Larry was triggered by something I said
I love this season of my life where I do what I want, when I want and with whomever I want. If I don’t want to do something, I don’t do it. I check in with myself and ask Spirit to guide me as to what I am to do next or who I am to be with. Sometimes I take a walk early in the morning and sometimes at sunset on the beach.
Years ago, I remember a quote that spoke to my heart. “When you learn to trust yourself, you will know how to live.” It has taken me many years of hard work to trust myself and release old beliefs and behaviors that no longer served me. I try to live in the moment and let go of the past and future. It’s not always easy, but I strive for it.
Of course, while I was raising a family and holding a full- time job. I had to do things I didn’t want to do, whether it was convenient or not. I didn’t have a choice when I had to nurse a baby in the middle of the night or get up with a sick child. I loved being a mother and don’t regret a minute of all that I did.
I didn’t know then what I know now about the importance of loving and appreciating myself, self-care and taking sacred time for myself. I had it backwards. I had to take care of everyone else first (including my ex-husband and children who were old enough to take care of themselves) before I did anything for myself. I said yes when I meant no and then felt resentful when I was exhausted. I’m grateful for all I have learned and continue to learn.
Being in a relationship and married now, I know it isn’t all about me and what I need and want. Larry and I work beautifully together to make our relationship harmonious. We listen to each other and negotiate our needs for the good of the relationship. We rarely question what the other is doing or not doing. We may suggest something to the other and then let it go if the other isn’t interested. Instead of being codependent or dependent, we are interdependent.

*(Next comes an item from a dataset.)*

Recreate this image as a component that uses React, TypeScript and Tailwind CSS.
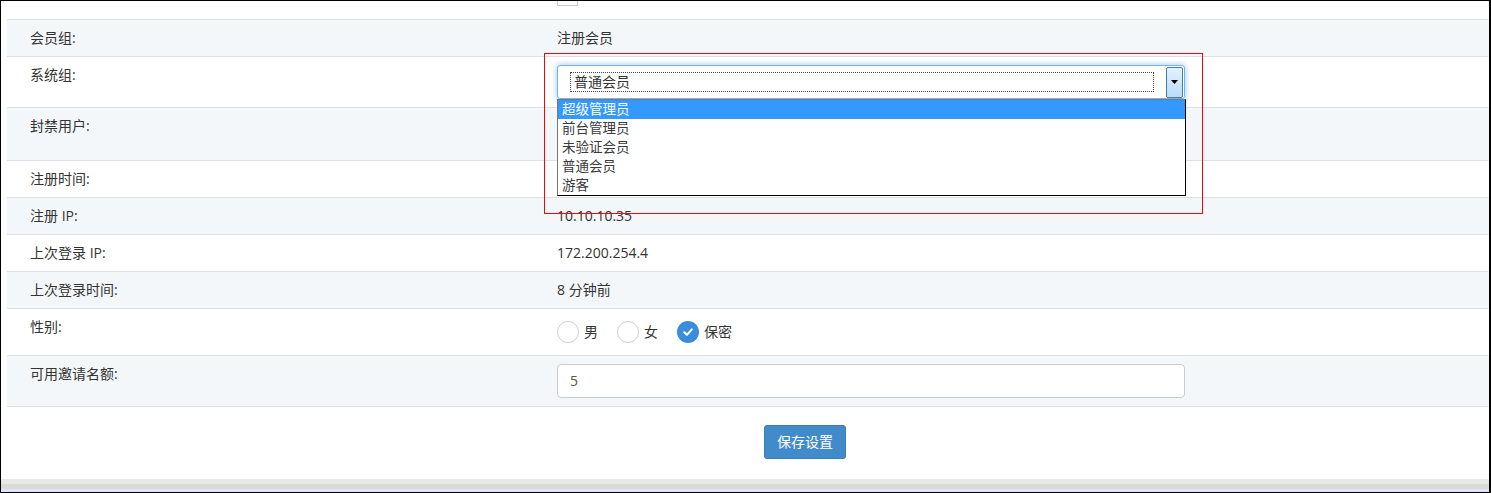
import React from "react";

const rowLight = "bg-[#f4f7fa]";

function Row({
  label,
  light,
  children,
  last,
}: {
  label: string;
  light?: boolean;
  children?: React.ReactNode;
  last?: boolean;
}) {
  return (
    <div
      className={`flex border-t border-[#dcdfe3] ${light ? rowLight : "bg-white"} ${last ? "border-b" : ""}`}
    >
      <div className="w-[550px] shrink-0 pl-[23px] py-2 leading-5">{label}</div>
      <div className="flex-1 py-2 leading-5">{children}</div>
    </div>
  );
}

function Radio({ checked, label }: { checked?: boolean; label: string }) {
  return (
    <div className="flex items-center">
      {checked ? (
        <div className="w-[22px] h-[22px] rounded-full bg-[#3a8ddb] flex items-center justify-center">
          <svg width="12" height="12" viewBox="0 0 12 12">
            <path d="M2.2 6.2 L5 8.8 L9.8 3.4" fill="none" stroke="#fff" strokeWidth="2" strokeLinecap="round" strokeLinejoin="round" />
          </svg>
        </div>
      ) : (
        <div className="w-[22px] h-[22px] rounded-full border border-[#cfcfcf] bg-white" />
      )}
      <span className="ml-[5px]">{label}</span>
    </div>
  );
}

export default function App() {
  return (
    <div className="relative w-[1491px] h-[493px] bg-white border-l border-t border-b border-r-2 border-black overflow-hidden text-[14px] text-[#333] font-['Open_Sans','Noto_Sans_CJK_SC',sans-serif]">
      {/* top partial area */}
      <div className="h-[18px] pl-[556px] overflow-hidden">
        <div className="w-[21px] h-[21px] -mt-[16px] border border-[#c8c8c8] bg-white" />
      </div>

      <div className="ml-[6px]">
        <Row label="会员组:" light>
          注册会员
        </Row>
        <Row label="系统组:">
          <div className="w-[628px] h-[34px] rounded-[3px] border border-[#79b3ea] bg-white shadow-[0_0_6px_rgba(102,175,233,0.7)] flex items-center pl-[12px] pr-[1px]">
            <div className="flex-1 h-[20px] border border-dotted border-[#444] flex items-center pl-[3px] text-[#333] leading-[18px]">
              普通会员
            </div>
            <div className="ml-[12px] w-[17px] h-[31px] border border-[#3c7fb1] rounded-[2px] bg-gradient-to-b from-[#e3f1fe] to-[#bcdcf9] flex items-center justify-center">
              <svg width="7" height="4" viewBox="0 0 7 4">
                <path d="M0 0 H7 L3.5 4 Z" fill="#000" />
              </svg>
            </div>
          </div>
        </Row>
        <Row label="封禁用户:" light>
          <div className="h-[36px]" />
        </Row>
        <Row label="注册时间:">
          <span>&nbsp;</span>
        </Row>
        <Row label="注册 IP:" light>
          10.10.10.35
        </Row>
        <Row label="上次登录 IP:">172.200.254.4</Row>
        <Row label="上次登录时间:" light>
          8 分钟前
        </Row>
        <Row label="性别:">
          <div className="h-[30px] flex items-center gap-[19px]">
            <Radio label="男" />
            <Radio label="女" />
            <Radio label="保密" checked />
          </div>
        </Row>
        <Row label="可用邀请名额:" light last>
          <div className="w-[628px] h-[34px] rounded-[4px] border border-[#cccccc] bg-white flex items-center pl-[12px] text-[#555]">
            5
          </div>
        </Row>

        <div className="h-[72px] pt-[18px] pl-[757px]">
          <button className="w-[82px] h-[34px] rounded-[3px] bg-[#428bca] border border-[#3a7cb8] text-white text-[14px] leading-5">
            保存设置
          </button>
        </div>
      </div>

      <div className="h-[5px] bg-[#e8e8e8]" />
      <div className="h-[5px] bg-[#dadada]" />
      <div className="h-[3px] bg-[#dde7f3]" />

      {/* native dropdown list overlay */}
      <div className="absolute left-[556px] top-[98px] w-[629px] h-[97px] bg-white border border-[#777] border-r-black border-b-black text-[13.5px] leading-[19px] text-[#3a3a3a]">
        <div className="h-[19px] bg-[#3399ff] text-white pl-[4px]">超级管理员</div>
        <div className="h-[19px] pl-[4px]">前台管理员</div>
        <div className="h-[19px] pl-[4px]">未验证会员</div>
        <div className="h-[19px] pl-[4px]">普通会员</div>
        <div className="h-[19px] pl-[4px]">游客</div>
      </div>

      {/* red highlight box */}
      <div className="absolute left-[543px] top-[52px] w-[659px] h-[161px] border border-[#ff0000] pointer-events-none" />
    </div>
  );
}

It’s interesting what happened this week when Larry was triggered by something I said. I went into the TV room and said, “I love how we respect one another’s decisions to do whatever we want to do for ourselves. I feel the freedom to do what I need to do for myself and think you do too.”
The Universe definitely set this up for us to communicate with one another. He looked at me and said, “I would appreciate it if you didn’t question me about when I have my breakfast.” I had no idea what he was talking about and asked him to explain.
Larry works on the computer in the morning and usually eats his breakfast about 11:00 am. That morning he came into the kitchen at 9:00 am and said, “I’m hungry and going to have my breakfast now. I was surprised and innocently said, “It’s only 9:00 am, you don’t ever have your breakfast at 9:00 am.” I had no intention of telling him what to do or what not to do. It was just a comment.
Larry then explained to me that he felt judged and like he was doing something wrong when I made the comment. We both realized he was being triggered by an old belief that no longer served him. His old belief was that he couldn’t relax until he was productive and finished his work.
I could certainly relate to that belief in my own life. If I didn’t check off things on my to-do list, I felt guilty that I didn’t do enough. It was hard to relax and do nothing if I wasn’t productive first.
We were both grateful that we recognized this old belief that keeps us from doing what we want when we want to do it. Communication, respect, trust, honesty and vulnerability with one another are key components of a healthy relationship.